I ask this because it's a debilitating restriction for a number of obvious reasons yet I am sure the C++ standard guys had a good reason for doing it, and I'd like to know what it is. Not because it will make any difference but because it will make me feel better knowing that there's a good reason for it.
Here is my current take on it; as I see it weak pointers have 2 main uses:
1) to avoid ownership loops. 2) to reduce overhead associated with bouncing around lots of shared pointers.
The former would be no less served and the latter better served by implementing weak_ptr.get(), so why doesn't it exist? More to the point, wouldn't weak_ptr.get() be more efficient than weak_ptr.lock().get(), or can a compiler optimize this to be the same?
A weak pointer needs to be able to check whether the smart pointer it references is still valid. If it couldn't do that, then you couldn't know whether the result from get
was valid by the time you actually used it.
That's why there's lock
; it gives you a smart pointer that will be valid for as long as you need it (which isn't expected to be very long).
If you want direct access, then what you really want is an ordinary "dumb" pointer.
1) to avoid ownership loops. 2) to reduce overhead associated with bouncing around lots of shared pointers
The former would be no less served and the latter better served by implementing weak_ptr.get(), so why doesn't it exist? More to the point, wouldn't weak_ptr.get() be more efficient than weak_ptr.lock().get(), or can a compiler optimize this to be the same?
Former true, latter is wrong - weak pointers aren't magically low-cost shared pointers... they're functionally different. You need to pick one that suits your situation.
The main reason to use weak pointers is to keep track of some data that you might want to use if it's still hanging around, but can happily survive without. Establishing that involves a race condition with users of the shared pointers, so unless you have some insider insight into the lifetime of the object that means you can be certain your code can complete before the object's destroyed, a raw pointer would be useless. If you do have insider insight then you can get a raw pointer originally - instead of the weak pointer - but the design of the weak pointer is intended to stop you accidentally getting one and creating unsafe code. Indeed, any such insight may be fragile in the face of medium/long-term evolution of the code, so it's probably better not to try to make such optimisations unless you absolutely must.
Perhaps an example of a good use of a weak pointer would help...
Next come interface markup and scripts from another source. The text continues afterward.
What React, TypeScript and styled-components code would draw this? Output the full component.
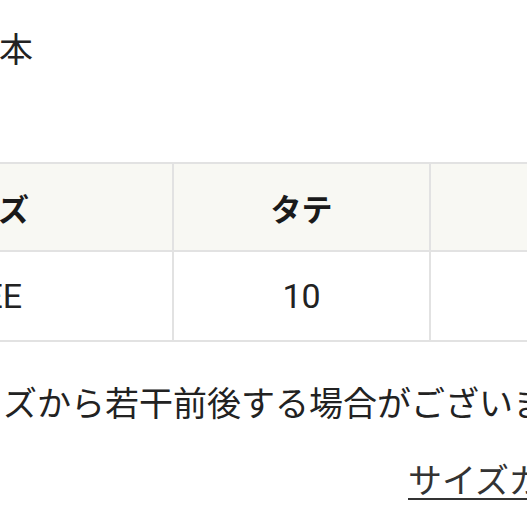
import styled, { createGlobalStyle } from "styled-components";

const GlobalStyle = createGlobalStyle`
  html, body {
    margin: 0;
    padding: 0;
    background: #ffffff;
    overflow: hidden;
  }
  body {
    font-family: "Noto Sans CJK JP", "Roboto", sans-serif;
    color: #222222;
  }
`;

const Page = styled.div`
  width: 527px;
  height: 527px;
  overflow: hidden;
  padding-top: 22px;
  box-sizing: border-box;
`;

const Line = styled.p<{ $shift: number }>`
  margin: 0 0 0 ${(p) => p.$shift}px;
  font-size: 34px;
  line-height: 51px;
  white-space: nowrap;
`;

const SizeTable = styled.table`
  width: 932px;
  min-width: 932px;
  margin: 89px 0 34px -208px;
  border-collapse: collapse;
  table-layout: fixed;
  font-family: "Roboto", "Noto Sans CJK JP", sans-serif;
`;

const HeadCell = styled.th<{ $w: number }>`
  width: ${(p) => p.$w}px;
  height: 86px;
  padding: 0;
  background: #f8f8f3;
  border: 2px solid #e2e2e2;
  font-family: "Noto Sans CJK JP", sans-serif;
  font-size: 31px;
  font-weight: 700;
  text-align: center;
  color: #1a1a1a;
`;

const Cell = styled.td`
  height: 88px;
  padding: 0;
  border: 2px solid #e2e2e2;
  font-size: 34px;
  text-align: center;
  color: #222222;
`;

const LinkRow = styled.div`
  padding-left: 408px;
  margin-top: 26px;
  white-space: nowrap;
`;

const GuideLink = styled.a`
  font-size: 34px;
  line-height: 51px;
  color: #333333;
  text-decoration: underline;
  text-decoration-thickness: 2px;
  text-underline-offset: 5px;
`;

export default function App() {
  return (
    <>
      <GlobalStyle />
      <Page>
        <Line $shift={-35}>日本</Line>
        <SizeTable>
          <thead>
            <tr>
              <HeadCell $w={378}>サイズ</HeadCell>
              <HeadCell $w={255}>タテ</HeadCell>
              <HeadCell $w={299}>ヨコ</HeadCell>
            </tr>
          </thead>
          <tbody>
            <tr>
              <Cell>FREE</Cell>
              <Cell>10</Cell>
              <Cell>20</Cell>
            </tr>
          </tbody>
        </SizeTable>
        <Line $shift={-64}>サイズから若干前後する場合がございます。</Line>
        <LinkRow>
          <GuideLink href="#">サイズガイド</GuideLink>
        </LinkRow>
      </Page>
    </>
  );
}
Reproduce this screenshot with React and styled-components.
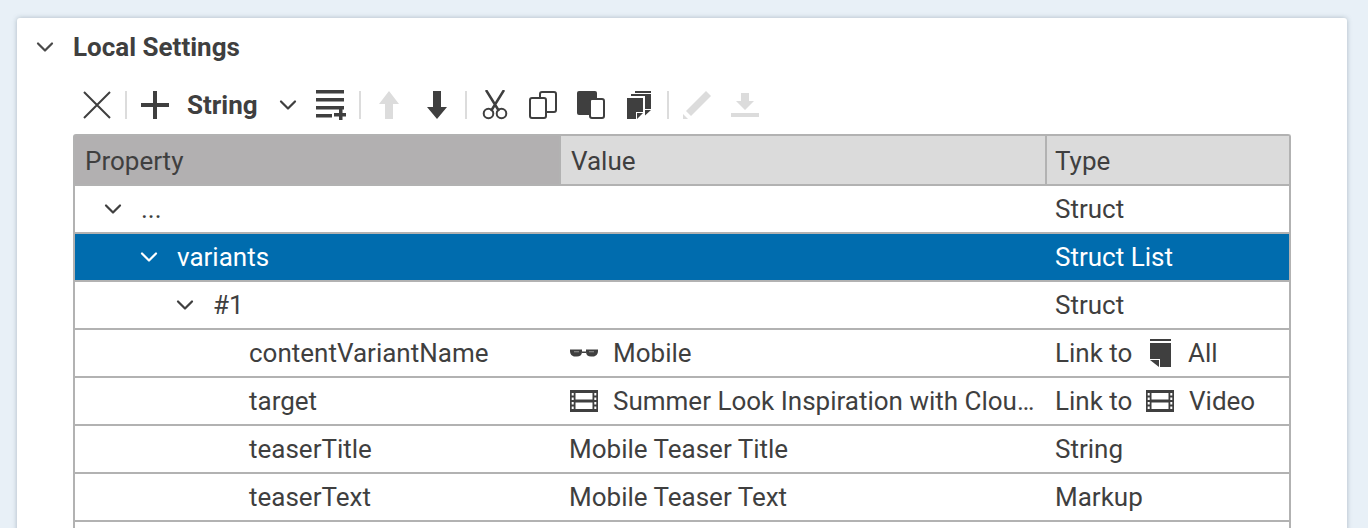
import React from "react";
import styled, { createGlobalStyle } from "styled-components";
import { ChevronDown } from "lucide-react";

const Global = createGlobalStyle`
  html, body { margin: 0; padding: 0; height: 528px; overflow: hidden; background: #e8f0f7; }
  body { font-family: Roboto, "Liberation Sans", sans-serif; color: #3f3f3f; }
`;
const Page = styled.div`
  height: 528px; overflow: hidden; box-sizing: border-box;
  padding: 18px 21px 0 17px; background: #e8f0f7;
`;
const Card = styled.section`
  background: #fff; height: 560px; border-radius: 3px;
  box-shadow: 0 0 5px rgba(90,110,125,.42);
`;
const Header = styled.header`
  display: flex; align-items: center; height: 58px; padding: 0 0 0 14px;
`;
const HeaderChevron = styled.span`
  display: flex; width: 42px; color: #4a4a4a;
`;
const Title = styled.h2`
  margin: 0; font-size: 26px; font-weight: 700; line-height: 58px; color: #3f3f3f;
`;
const Body = styled.div`
  padding: 0 56px;
`;
const Toolbar = styled.div`
  display: flex; align-items: center; height: 58px;
`;
const Tool = styled.span`
  display: flex; align-items: center; justify-content: center;
  width: 48px; height: 32px; flex: none;
  color: ${p => (p.$off ? "#dcdcdc" : "#3f3f3f")};
`;
const Sep = styled.span`
  display: block; flex: none; width: 2px; height: 28px; margin: 0 4px; background: #dcdcdc;
`;
const TypeSelect = styled.span`
  display: flex; align-items: center; flex: none; width: 128px; box-sizing: border-box;
  padding: 0 0 0 8px; font-size: 26px; font-weight: 700; color: #3f3f3f;
`;
const TypeName = styled.span`
  width: 87px;
`;
const Table = styled.div`
  border: 2px solid #b2b2b2; border-radius: 3px 3px 0 0; border-bottom: 0;
`;
const Row = styled.div`
  display: grid; grid-template-columns: 486px 486px 1fr;
  height: 48px; box-sizing: border-box;
  border-bottom: 2px solid #b2b2b2;
  background: ${p => (p.$selected ? "#006cae" : "#fff")};
  color: ${p => (p.$selected ? "#fff" : "#3f3f3f")};
`;
const HeadRow = styled(Row)`
  height: 50px;
`;
const HeadCell = styled.div`
  display: flex; align-items: center; padding: 2px 0 0 ${p => p.$pad}px;
  font-size: 26px;
  background: ${p => (p.$sorted ? "#b2b0b1" : "#dbdbdb")};
  border-right: ${p => (p.$last ? "0" : "2px solid #b2b2b2")};
`;
const Cell = styled.div`
  display: flex; align-items: center; min-width: 0;
  padding-left: ${p => p.$indent}px; padding-right: 10px;
  font-size: 26px; line-height: 46px;
`;
const Arrow = styled.span`
  display: flex; width: 42px; margin-left: -4px; flex: none;
`;
const Ellipsis = styled.span`
  overflow: hidden; text-overflow: ellipsis; white-space: nowrap;
`;
const Glyph = styled.span`
  display: flex; flex: none; width: 28px; margin-right: ${p => p.$gap}px;
  justify-content: center; align-items: center;
`;
const LinkPrefix = styled.span`
  flex: none; width: 91px;
`;

const I = ({ w = 28, h = 28, children }) => (
  <svg width={w} height={h} viewBox={`0 0 ${w} ${h}`} fill="currentColor">{children}</svg>
);

const Close = () => <I><path d="M1 1 27 27M27 1 1 27" stroke="currentColor" strokeWidth="2" fill="none" /></I>;
const Plus = () => <I><path d="M12 0h4v12h12v4H16v12h-4V16H0v-4h12z" /></I>;
const AddList = () => <I w={30} h={30}><path d="M0 0h28v3.500H0zM0 8h28v3.500H0zM0 16h28v3.500H0zM0 24h16v3.500H0z" /><path d="M23 18h3.500v5H31v3.500h-4.500V30H23v-3.500h-5V23h5z" /></I>;
const Up = () => <I><path d="M14 0 24 13h-6v15h-8V13H4z" /></I>;
const Down = () => <I><path d="M10 0h8v16h6L14 28 4 16h6z" /></I>;
const Cut = () => (
  <I w={26} h={30}>
    <path d="M4 0 17 21M22 0 9 21" stroke="currentColor" strokeWidth="2.500" fill="none" />
    <circle cx="6.500" cy="23.500" r="4.800" fill="none" stroke="currentColor" strokeWidth="2" />
    <circle cx="19.500" cy="23.500" r="4.800" fill="none" stroke="currentColor" strokeWidth="2" />
  </I>
);
const Copy = () => (
  <I>
    <rect x="11" y="1" width="16" height="20" rx="2" fill="none" stroke="currentColor" strokeWidth="2" />
    <rect x="1" y="7" width="16" height="20" rx="2" fill="#fff" stroke="currentColor" strokeWidth="2" />
  </I>
);
const Paste = () => (
  <I>
    <path d="M2 0h16a2 2 0 0 1 2 2v22H2a2 2 0 0 1-2-2V2a2 2 0 0 1 2-2z" />
    <rect x="13" y="8" width="14" height="19" rx="2" fill="#fff" stroke="currentColor" strokeWidth="2" />
  </I>
);
const Duplicate = () => (
  <I w={24} h={28}>
    <path d="M8 0h16v2H8zM4 3h20v2H4zM18 5h6v13h-6z" />
    <path d="M0 7h16v14H9v7H0z" />
    <path d="M10 22h6l-6 6zM18 19h6l-6 5.500z" />
  </I>
);
const Pencil = () => <I><path d="M23 0 28 5 8 25 3 20z" /><path d="M0 23 5 28H0z" /></I>;
const Install = () => <I><path d="M10 2h8v8h5L14 19 5 10h5zM0 22h28v4H0z" /></I>;
const Glasses = () => (
  <I w={28} h={8}>
    <path d="M0 .5h12V3c0 3-2.200 4.500-5 4.500H5C2 7.500 0 5 0 2zM16 .5h12V2c0 3-2 5.500-5 5.500h-2c-2.800 0-5-1.500-5-4.500zM12 2.500h4V4h-4z" />
    <path d="M4 2.200h5v1.100H4zM19 2.200h5v1.100h-5z" fill="#fff" opacity=".45" />
  </I>
);
const Film = () => (
  <I w={28} h={22}>
    <path fillRule="evenodd" d="M0 0h28v22H0zM5.500 3v6.500h17V3zm0 9.500V19h17v-6.500zM1.700 3v2.500h2V3zm0 4.500V10h2V7.500zm0 4.500v2.500h2V12zm0 4.500V19h2v-2.500zM24.300 3v2.500h2V3zm0 4.500V10h2V7.500zm0 4.500v2.500h2V12zm0 4.500V19h2v-2.500z" />
  </I>
);
const Doc = () => (
  <I w={21} h={28}>
    <path d="M0 0h21v2H0zM0 4h21v24H10v-8H0z" />
    <path d="M0 21h9v7z" />
  </I>
);
const Chev = ({ size = 28, sw = 1.900 }) => <ChevronDown size={size} strokeWidth={sw} />;

export default function App() {
  return (
    <Page>
      <Global />
      <Card>
        <Header>
          <HeaderChevron><Chev /></HeaderChevron>
          <Title>Local Settings</Title>
        </Header>
        <Body>
          <Toolbar>
            <Tool><Close /></Tool>
            <Sep />
            <Tool><Plus /></Tool>
            <TypeSelect><TypeName>String</TypeName><Chev /></TypeSelect>
            <Tool><AddList /></Tool>
            <Sep />
            <Tool $off><Up /></Tool>
            <Tool><Down /></Tool>
            <Sep />
            <Tool><Cut /></Tool>
            <Tool><Copy /></Tool>
            <Tool><Paste /></Tool>
            <Tool><Duplicate /></Tool>
            <Sep />
            <Tool $off><Pencil /></Tool>
            <Tool $off><Install /></Tool>
          </Toolbar>
          <Table>
            <HeadRow>
              <HeadCell $sorted $pad={10}>Property</HeadCell>
              <HeadCell $pad={10}>Value</HeadCell>
              <HeadCell $last $pad={8}>Type</HeadCell>
            </HeadRow>
            <Row>
              <Cell $indent={28}><Arrow><Chev /></Arrow>...</Cell>
              <Cell $indent={8} />
              <Cell $indent={8}>Struct</Cell>
            </Row>
            <Row $selected>
              <Cell $indent={64}><Arrow><Chev /></Arrow>variants</Cell>
              <Cell $indent={8} />
              <Cell $indent={8}>Struct List</Cell>
            </Row>
            <Row>
              <Cell $indent={100}><Arrow><Chev /></Arrow>#1</Cell>
              <Cell $indent={8} />
              <Cell $indent={8}>Struct</Cell>
            </Row>
            <Row>
              <Cell $indent={174}>contentVariantName</Cell>
              <Cell $indent={9}><Glyph $gap={15}><Glasses /></Glyph>Mobile</Cell>
              <Cell $indent={8}><LinkPrefix>Link to</LinkPrefix><Glyph $gap={14}><Doc /></Glyph>All</Cell>
            </Row>
            <Row>
              <Cell $indent={174}>target</Cell>
              <Cell $indent={9}><Glyph $gap={15}><Film /></Glyph><Ellipsis>Summer Look Inspiration with CloudSense Fashion</Ellipsis></Cell>
              <Cell $indent={8}><LinkPrefix>Link to</LinkPrefix><Glyph $gap={15}><Film /></Glyph>Video</Cell>
            </Row>
            <Row>
              <Cell $indent={174}>teaserTitle</Cell>
              <Cell $indent={8}>Mobile Teaser Title</Cell>
              <Cell $indent={8}>String</Cell>
            </Row>
            <Row>
              <Cell $indent={174}>teaserText</Cell>
              <Cell $indent={8}>Mobile Teaser Text</Cell>
              <Cell $indent={8}>Markup</Cell>
            </Row>
            <Row />
          </Table>
        </Body>
      </Card>
    </Page>
  );
}
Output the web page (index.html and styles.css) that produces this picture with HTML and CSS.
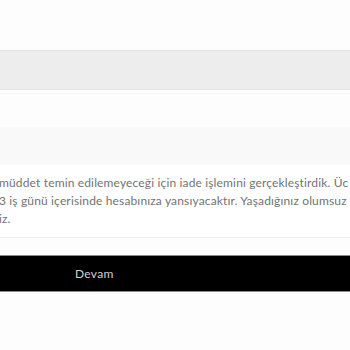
FILE: index.html
```html
<!DOCTYPE html>
<html lang="tr">
<head>
  <meta charset="UTF-8">
  <meta name="viewport" content="width=device-width, initial-scale=1.0">
  <title>İade</title>
  <link rel="stylesheet" href="styles.css">
</head>
<body>

  <div class="page">
    <div class="top-space"></div>

    <div class="search-bar"></div>
    <div class="thin-line"></div>

    <div class="notice-head"></div>

    <div class="message">
      <span class="line">müddet temin edilemeyeceği için iade işlemini gerçekleştirdik. Üc</span>
      <span class="line">3 iş günü içerisinde hesabınıza yansıyacaktır. Yaşadığınız olumsuz</span>
      <span class="line">iz.</span>
    </div>

    <div class="actions">
      <button class="btn-continue">Devam</button>
    </div>
  </div>

</body>
</html>
```

FILE: styles.css
```css
html, body {
  margin: 0;
  padding: 0;
  background-color: #fdfdfd;
  overflow: hidden;
}

body {
  font-family: Lato, "Noto Sans", sans-serif;
}

.page {
  width: 350px;
}

.top-space {
  height: 50px;
}

.search-bar {
  height: 38px;
  background-color: #ededed;
  border-top: 1px solid #e4e4e4;
  border-bottom: 1px solid #e6e6e6;
}

.thin-line {
  height: 1px;
  margin-top: 3px;
  background-color: #f4f4f4;
}

.notice-head {
  height: 38px;
  margin-top: 33px;
  background-color: #f9f9f9;
}

.message {
  padding: 9px 0 9px;
  margin-left: -1px;
  border-bottom: 1px solid #ececec;
  color: #737373;
  font-size: 12px;
  letter-spacing: 0.15px;
  line-height: 18px;
  background-color: #fff;
}

.line {
  display: block;
  white-space: nowrap;
}

.actions {
  padding-top: 17px;
}

.btn-continue {
  display: block;
  width: 100%;
  height: 37px;
  padding: 0 0 0 75px;
  text-align: left;
  background-color: #000;
  color: #d2d2d2;
  border: 0;
  border-top: 1px solid #8a8a8a;
  border-bottom: 1px solid #8a8a8a;
  font-family: Lato, "Noto Sans", sans-serif;
  font-size: 12px;
  letter-spacing: 0.3px;
}
```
Say an object represents something on screen - if you want it to flash you add a weak pointer to a timer-driven flasher list then you can forget about it. When the timer next fires, if the Flasher code finds that object destroyed beforehand (i.e. it's not on screen any more) the flasher removes just it from the list, but it doesn't want to share ownership and keep the object around unnaturally. This might be easier than trying to have the code tracking when the object disappears from the screen having to tear it out from the flasher list (and potentially block waiting on a lock to do so).